From Carr v. Tillery, 2010 U.S. App. LEXIS 685 (7th Cir. Jan. 12, 2010):
Turning now to the cross-appeal, we think the defendants' motion for sanctions should not have been denied. ***
The motion complained that [plaintiff] Carr is harassing the defendants with repetitive litigation, including a suit — this suit — that borders on the frivolous, even though he is an immensely successful lawyer represented on appeal by one of the nation's premier law firms … as well as by his son …, which the plaintiff formed after the break-up of his old firm.
Section 1927 of the Judicial Code, on which the motion was based, provides that a lawyer "who so multiplies the proceedings in any case unreasonably and vexatiously may be required by the court to satisfy personally the excess costs, expenses, and attorneys' fees reasonably incurred because of such conduct." The statute is applicable not only to lawyers who represent clients but also to a lawyer who represents himself, as Carr did in the district court. Sassower v.

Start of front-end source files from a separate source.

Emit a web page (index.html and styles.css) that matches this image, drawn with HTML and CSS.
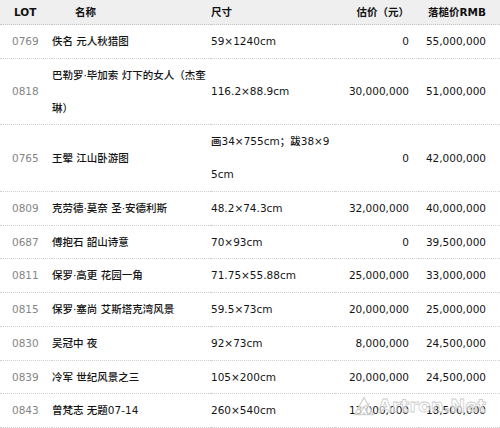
FILE: index.html
```html
<!DOCTYPE html>
<html lang="zh">
<head>
<meta charset="utf-8">
<title>拍卖成交</title>
<link rel="stylesheet" href="styles.css">
</head>
<body>
<div class="wrap">
<table class="lots">
  <colgroup>
    <col class="c-lot"><col class="c-name"><col class="c-size"><col class="c-est"><col class="c-price">
  </colgroup>
  <thead>
    <tr>
      <th class="h-lot">LOT</th>
      <th class="h-name">名称</th>
      <th class="h-size">尺寸</th>
      <th class="h-est">估价（元）</th>
      <th class="h-price">落槌价RMB</th>
    </tr>
  </thead>
  <tbody>
    <tr><td class="lot">0769</td><td class="name">佚名 元人秋猎图</td><td class="size">59×1240cm</td><td class="est">0</td><td class="price">55,000,000</td></tr>
    <tr><td class="lot">0818</td><td class="name">巴勒罗·毕加索 灯下的女人（杰奎琳）</td><td class="size">116.2×88.9cm</td><td class="est">30,000,000</td><td class="price">51,000,000</td></tr>
    <tr><td class="lot">0765</td><td class="name">王翚 江山卧游图</td><td class="size">画34×755cm；跋38×95cm</td><td class="est">0</td><td class="price">42,000,000</td></tr>
    <tr><td class="lot">0809</td><td class="name">克劳德·莫奈 圣·安德利斯</td><td class="size">48.2×74.3cm</td><td class="est">32,000,000</td><td class="price">40,000,000</td></tr>
    <tr><td class="lot">0687</td><td class="name">傅抱石 韶山诗意</td><td class="size">70×93cm</td><td class="est">0</td><td class="price">39,500,000</td></tr>
    <tr><td class="lot">0811</td><td class="name">保罗·高更 花园一角</td><td class="size">71.75×55.88cm</td><td class="est">25,000,000</td><td class="price">33,000,000</td></tr>
    <tr><td class="lot">0815</td><td class="name">保罗·塞尚 艾斯塔克湾风景</td><td class="size">59.5×73cm</td><td class="est">20,000,000</td><td class="price">25,000,000</td></tr>
    <tr><td class="lot">0830</td><td class="name">吴冠中 夜</td><td class="size">92×73cm</td><td class="est">8,000,000</td><td class="price">24,500,000</td></tr>
    <tr><td class="lot">0839</td><td class="name">冷军 世纪风景之三</td><td class="size">105×200cm</td><td class="est">20,000,000</td><td class="price">24,500,000</td></tr>
    <tr><td class="lot">0843</td><td class="name">曾梵志 无题07-14</td><td class="size">260×540cm</td><td class="est">13,000,000</td><td class="price">18,500,000</td></tr>
  </tbody>
</table>
<div class="watermark" aria-hidden="true">
  <svg class="wm-logo" width="22" height="20" viewBox="0 0 22 20">
    <path d="M1.5 18.5 L11 1.5 L20.5 18.5 Z" fill="rgba(255,255,255,0.6)" stroke="#d2d2d2" stroke-width="1.3"/>
    <path d="M5 14 L17 7.5 M7 18.5 L11 10.5 L15 18.5" fill="none" stroke="#d2d2d2" stroke-width="1.1"/>
  </svg>
  <span class="wm-text">Artron.Net</span>
</div>
</div>
</body>
</html>
```
FILE: styles.css
```css
html, body {
  margin: 0;
  padding: 0;
  background: #ffffff;
}
.wrap {
  position: relative;
  width: 500px;
  height: 428px;
  overflow: hidden;
}
.lots {
  width: 500px;
  table-layout: fixed;
  border-collapse: collapse;
  font-family: "DejaVu Sans", "Noto Sans CJK SC", sans-serif;
  font-size: 10.5px;
  font-weight: 500;
  color: #141414;
}
.c-lot { width: 52px; }
.c-name { width: 159px; }
.c-size { width: 124px; }
.c-est { width: 84px; }
.c-price { width: 81px; }

.lots th {
  background: #efefef;
  font-weight: bold;
  color: #111111;
  height: 24px;
  line-height: 24px;
  padding: 0;
  border-bottom: 1px dotted #c4c4c4;
  text-align: left;
  white-space: nowrap;
}
.lots th.h-lot { padding-left: 14px; }
.lots th.h-name { padding-left: 23px; }
.lots th.h-est { text-align: right; padding-right: 10px; }
.lots th.h-price { text-align: right; padding-right: 14px; }

.lots td {
  padding: 0;
  line-height: 32.75px;
  border-bottom: 1px dotted #cfcfcf;
  vertical-align: middle;
  word-break: break-all;
}
.lots td.lot {
  padding-left: 12px;
  color: #858585;
  font-weight: normal;
}
.lots td.name { padding-right: 3px; }
.lots td.size { padding-right: 3px; }
.lots td.est {
  text-align: right;
  padding-right: 10px;
}
.lots td.price {
  text-align: right;
  padding-right: 14px;
}

.watermark {
  position: absolute;
  left: 353px;
  top: 395px;
  display: flex;
  align-items: center;
  gap: 3px;
  pointer-events: none;
}
.wm-text {
  font-family: "DejaVu Sans", sans-serif;
  font-weight: bold;
  font-size: 18px;
  line-height: 22px;
  color: rgba(255, 255, 255, 0.6);
  -webkit-text-stroke: 0.8px #cdcdcd;
}
```
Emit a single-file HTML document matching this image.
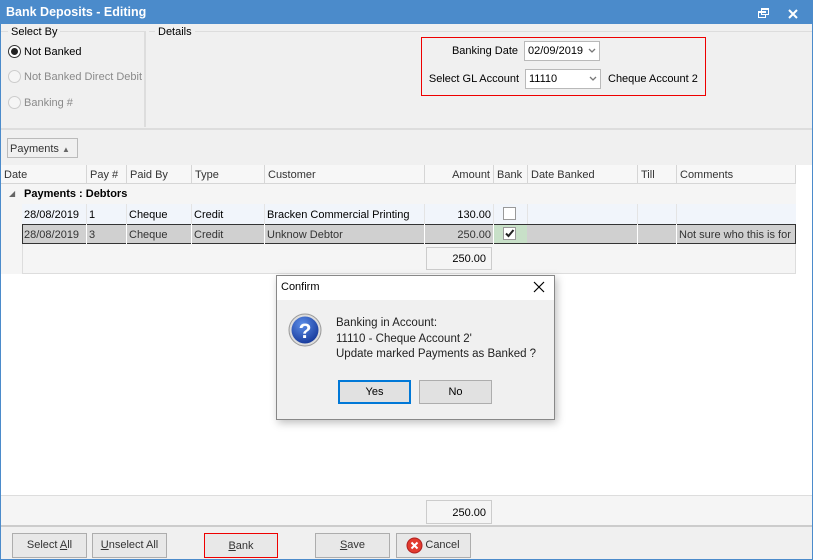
<!DOCTYPE html>
<html><head><meta charset="utf-8"><style>
*{box-sizing:border-box;margin:0;padding:0}
body{width:813px;height:560px;overflow:hidden;background:#f0f0f0;font-family:"Liberation Sans",Tahoma,sans-serif;font-size:11px;color:#000;position:relative}
.a{position:absolute}
.t{white-space:nowrap}
.hdr{position:absolute;top:165px;height:19px;border-right:1px solid #d6d6d6;padding:4px 3px;color:#333;background:#f7f7f7;border-bottom:1px solid #d6d6d6;white-space:nowrap}
.cell{position:absolute;height:20px;padding:5px 2px;border-right:1px solid #e4e4e4;white-space:nowrap;overflow:hidden}
.btn{position:absolute;height:25px;border:1px solid #adadad;background:#e8e8e8;text-align:center;line-height:23px;color:#333}
.in{position:absolute;border:1px solid #b9b9b9;background:#fff;height:20px;padding:3px 3px}
</style></head><body>
<div class="a" style="left:0;top:0;width:813px;height:560px;border:1px solid #4b8bcb;border-top:none"></div>
<div class="a" style="left:0;top:0;width:813px;height:24px;background:#4b8bcb;color:#fff;font-weight:bold;font-size:12.5px;padding:5px 6px">Bank Deposits - Editing</div>
<svg class="a" style="left:758px;top:8px" width="12" height="11"><rect x="0.5" y="3.5" width="7" height="6" fill="none" stroke="#fff"/><rect x="3.5" y="0.5" width="7" height="6" fill="#4b8bcb" stroke="#fff"/><rect x="0" y="3" width="8" height="2" fill="#fff"/><rect x="3" y="0" width="8" height="2" fill="#fff"/></svg>
<svg class="a" style="left:788px;top:9px" width="10" height="10"><path d="M1 1L9 9M9 1L1 9" stroke="#fff" stroke-width="2"/></svg>
<div class="a" style="left:1px;top:31px;width:145px;height:96px;border-top:1px solid #ddd;border-right:2px solid #ddd"></div>
<div class="a t" style="left:8px;top:26px;background:#f0f0f0;padding:0 3px">Select By</div>
<div class="a" style="left:149px;top:31px;width:663px;height:96px;border-top:1px solid #ddd"></div>
<div class="a t" style="left:155px;top:26px;background:#f0f0f0;padding:0 3px">Details</div>
<div class="a" style="left:8px;top:45px;width:13px;height:13px;border:1px solid #333;border-radius:50%;background:#fff"><div style="margin:2px;width:7px;height:7px;border-radius:50%;background:#222"></div></div>
<div class="a t" style="left:24px;top:46px">Not Banked</div>
<div class="a" style="left:8px;top:70px;width:13px;height:13px;border:1px solid #ccc;border-radius:50%;background:#f5f5f5"></div>
<div class="a t" style="left:24px;top:71px;color:#8a8a8a">Not Banked Direct Debit</div>
<div class="a" style="left:8px;top:96px;width:13px;height:13px;border:1px solid #ccc;border-radius:50%;background:#f5f5f5"></div>
<div class="a t" style="left:24px;top:97px;color:#8a8a8a">Banking #</div>
<div class="a" style="left:421px;top:37px;width:285px;height:59px;border:1px solid #e00"></div>
<div class="a t" style="left:420px;top:45px;width:98px;text-align:right">Banking Date</div>
<div class="in t" style="left:524px;top:41px;width:76px">02/09/2019</div>
<svg class="a" style="left:588px;top:48px" width="8" height="6"><path d="M1 1L4 4L7 1" stroke="#777" stroke-width="1.3" fill="none"/></svg>
<div class="a t" style="left:420px;top:73px;width:99px;text-align:right">Select GL Account</div>
<div class="in t" style="left:525px;top:69px;width:76px">11110</div>
<svg class="a" style="left:589px;top:76px" width="8" height="6"><path d="M1 1L4 4L7 1" stroke="#777" stroke-width="1.3" fill="none"/></svg>
<div class="a t" style="left:608px;top:73px">Cheque Account 2</div>
<div class="a" style="left:1px;top:128px;width:811px;height:2px;background:#ddd"></div>
<div class="a t" style="left:7px;top:138px;width:71px;height:20px;border:1px solid #bbb;padding:4px 2px;color:#333">Payments <span style="font-size:8px;color:#666">&#9650;</span></div>
<div class="a" style="left:1px;top:165px;width:795px;height:109px;background:#f5f5f5"></div>
<div class="a" style="left:796px;top:165px;width:16px;height:330px;background:#fff"></div>
<div class="a" style="left:1px;top:274px;width:795px;height:221px;background:#fff"></div>
<div class="hdr" style="left:1px;width:86px">Date</div>
<div class="hdr" style="left:87px;width:40px">Pay #</div>
<div class="hdr" style="left:127px;width:65px">Paid By</div>
<div class="hdr" style="left:192px;width:73px">Type</div>
<div class="hdr" style="left:265px;width:160px">Customer</div>
<div class="hdr" style="left:425px;width:69px;text-align:right">Amount</div>
<div class="hdr" style="left:494px;width:34px">Bank</div>
<div class="hdr" style="left:528px;width:110px">Date Banked</div>
<div class="hdr" style="left:638px;width:39px">Till</div>
<div class="hdr" style="left:677px;width:119px">Comments</div>
<div class="a t" style="left:9px;top:189px;font-size:8px;color:#666">&#9698;</div>
<div class="a t" style="left:24px;top:188px;font-weight:bold">Payments : Debtors</div>
<div class="a" style="left:22px;top:204px;width:774px;height:20px;background:#f1f5fb"></div>
<div class="cell" style="left:22px;top:204px;width:65px">28/08/2019</div>
<div class="cell" style="left:87px;top:204px;width:40px">1</div>
<div class="cell" style="left:127px;top:204px;width:65px">Cheque</div>
<div class="cell" style="left:192px;top:204px;width:73px">Credit</div>
<div class="cell" style="left:265px;top:204px;width:160px">Bracken Commercial Printing</div>
<div class="cell" style="left:425px;top:204px;width:69px;text-align:right">130.00</div>
<div class="a" style="left:503px;top:207px;width:13px;height:13px;border:1px solid #999;background:#fff"></div>
<div class="cell" style="left:494px;top:204px;width:34px;background:transparent"></div>
<div class="cell" style="left:528px;top:204px;width:110px"></div>
<div class="cell" style="left:638px;top:204px;width:39px"></div>
<div class="a" style="left:22px;top:224px;width:774px;height:20px;background:#d0d0d0;border:1px solid #333"></div>
<div class="cell" style="left:22px;top:224px;width:65px;border-color:#fff;color:#333">28/08/2019</div>
<div class="cell" style="left:87px;top:224px;width:40px;border-color:#fff;color:#333">3</div>
<div class="cell" style="left:127px;top:224px;width:65px;border-color:#fff;color:#333">Cheque</div>
<div class="cell" style="left:192px;top:224px;width:73px;border-color:#fff;color:#333">Credit</div>
<div class="cell" style="left:265px;top:224px;width:160px;border-color:#fff;color:#333">Unknow Debtor</div>
<div class="cell" style="left:425px;top:224px;width:69px;border-color:#fff;text-align:right;color:#333">250.00</div>
<div class="a" style="left:494px;top:225px;width:33px;height:18px;background:#c8e0c8"></div>
<div class="a" style="left:503px;top:227px;width:13px;height:13px;border:1px solid #999;background:#fff"><svg width="11" height="11" style="display:block"><path d="M2 5.5L4.5 8L9.5 2" stroke="#222" stroke-width="2" fill="none"/></svg></div>
<div class="cell" style="left:528px;top:224px;width:110px;border-color:#fff"></div>
<div class="cell" style="left:638px;top:224px;width:39px;border-color:#fff"></div>
<div class="cell" style="left:677px;top:224px;width:118px;border:none;color:#333">Not sure who this is for</div>
<div class="a" style="left:22px;top:244px;width:774px;height:30px;border:1px solid #ddd;border-top:none"></div>
<div class="a" style="left:426px;top:247px;width:66px;height:23px;border:1px solid #ccc;text-align:right;padding:5px 5px">250.00</div>
<div class="a" style="left:1px;top:495px;width:811px;height:32px;background:#f5f5f5;border-top:1px solid #ddd;border-bottom:2px solid #ccc"></div>
<div class="a" style="left:426px;top:500px;width:66px;height:24px;border:1px solid #ccc;text-align:right;padding:6px 5px">250.00</div>
<div class="btn" style="left:12px;top:533px;width:75px">Select <u>A</u>ll</div>
<div class="btn" style="left:92px;top:533px;width:75px"><u>U</u>nselect All</div>
<div class="btn" style="left:204px;top:533px;width:74px;border-color:#e00;line-height:25px"><u>B</u>ank</div>
<div class="btn" style="left:315px;top:533px;width:75px"><u>S</u>ave</div>
<div class="btn" style="left:396px;top:533px;width:75px;padding-left:18px">Cancel</div>
<svg class="a" style="left:406px;top:537px" width="17" height="17"><circle cx="8.5" cy="8.5" r="7.5" fill="#e23b2e" stroke="#b02020"/><path d="M5.5 5.5L11.5 11.5M11.5 5.5L5.5 11.5" stroke="#fff" stroke-width="2"/></svg>
<div class="a" style="left:276px;top:275px;width:279px;height:145px;background:#f0f0f0;border:1px solid #888;box-shadow:2px 3px 8px rgba(0,0,0,.25)"></div>
<div class="a" style="left:277px;top:276px;width:277px;height:24px;background:#fff"></div>
<div class="a t" style="left:281px;top:281px">Confirm</div>
<svg class="a" style="left:533px;top:281px" width="12" height="12"><path d="M1 1L11 11M11 1L1 11" stroke="#000" stroke-width="1.2"/></svg>
<svg class="a" style="left:288px;top:313px" width="34" height="34"><defs><radialGradient id="g" cx="40%" cy="30%" r="70%"><stop offset="0" stop-color="#5c8ee8"/><stop offset="1" stop-color="#1a3d9e"/></radialGradient></defs><circle cx="17" cy="17" r="16" fill="#ddd" stroke="#999"/><circle cx="17" cy="17" r="13.5" fill="url(#g)"/><text x="17" y="25" font-family="Liberation Sans" font-weight="bold" font-size="21" fill="#fff" text-anchor="middle">?</text></svg>
<div class="a t" style="left:336px;top:316px;line-height:15.5px;color:#222;font-size:11.5px">Banking in Account:<br>11110 - Cheque Account 2'<br>Update marked Payments as Banked ?</div>
<div class="a" style="left:338px;top:380px;width:73px;height:24px;border:2px solid #0078d7;background:#e1e1e1;text-align:center;line-height:20px">Yes</div>
<div class="a" style="left:419px;top:380px;width:73px;height:24px;border:1px solid #adadad;background:#e1e1e1;text-align:center;line-height:22px">No</div>
</body></html>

Field, 973 F.2d 75, 80 (2d Cir. 1992). (Whether a pro se litigant who is not a lawyer can be sanctioned under section 1927 is an open question in this circuit. Alexander v. United States, 121 F.3d 312, 315-16 (7th Cir. 1997).)
But we have held that section 1927 is inapplicable to "misconduct that occurs before the case appears on the federal court's docket," or in other words to "improper conduct in the run up to litigation." Bender v. Freed, 436 F.3d 747, 751 (7th Cir. 2006); see also In re Case, 937 F.2d 1014, 1023 (5th Cir. 1991). This interpretation does not leave victims of unreasonable and vexatious litigation remediless, and should not: a litigant can't be allowed to file repeated meritless suits with impunity just so long as he does not protract any one of them unreasonably. A court has inherent power, which is to say a common law power, to punish by an award of reasonable attorneys' fees or other monetary sanction, or to prevent for the future by an injunction, misconduct by lawyers appearing before it. Chambers v. NASCO, Inc., 501 U.S. 32, 43-46, 111 S. Ct. 2123, 115 L. Ed. 2d 27 (1991); Mach v. Will County Sheriff, 580 F.3d 495, 502 (7th Cir. 2009); Alexander v. United States, supra, 121 F.3d at 316. The limitations of section 1927 do not apply to the exercise of that power. ***
Although the suit is not frivolous, or at least not utterly so, it is so lacking in merit (most clearly because of res judicata and the one-refiling rule) that its pursuit by the plaintiff indicates a motive to harass. The indication is made conclusive by the vitriolic tone of the complaint, which was drafted by Carr himself, and by the character of his lawyers' briefs and oral argument in this court. We note the failure of his lawyers in this court to cite the Schrager case in their opening brief, the disingenuous efforts at distinguishing Schrager and Eskridge in the reply brief, the false statement in the opening brief that "Carr does not seek to relitigate issues from the 2004 litigation," and the improper attempt to raise issues in the reply brief that had not been mentioned in the opening brief. The failure to even attempt to rebut the cross-appeal on sanctions is also telling.
Two years ago we sanctioned Carr under Rule 38 for filing a frivolous appeal—in a suit in which he was not a party but into which he had tried to inject himself by filing a lien on fees that the district court had ruled were due to his former partners. The district court correctly dismissed the filing for lack of subject-matter jurisdiction and this court dismissed Carr's appeal as improper, noting his "refus[al] to accept adverse judicial decisions." Cooper v. IBM Personal Pension Plan, 240 Fed. App'x 133, 135 (7th Cir. 2007) (per curiam). The complaint in the present case asserts wildly that we sanctioned Carr because we had been taken in by the defendants' lies.
The filing of four lawsuits in the Illinois state courts and their abandonment upon the filing of a fifth lawsuit that sought to circumvent the absence of diversity jurisdiction by recharacterizing a breach of contract action (the only thing not barred by res judicata—yet even it was barred by the one-refiling rule) as a violation of RICO was an abuse of the patience of the courts.
This litigation is groundless. The plaintiff is out of control and his lawyers are neglecting their duties as officers of the state and federal courts by failing to rein him in. The district court is directed to assess a proper monetary sanction. (The defendants have not asked us to impose sanctions for misconduct in the proceedings in this court.)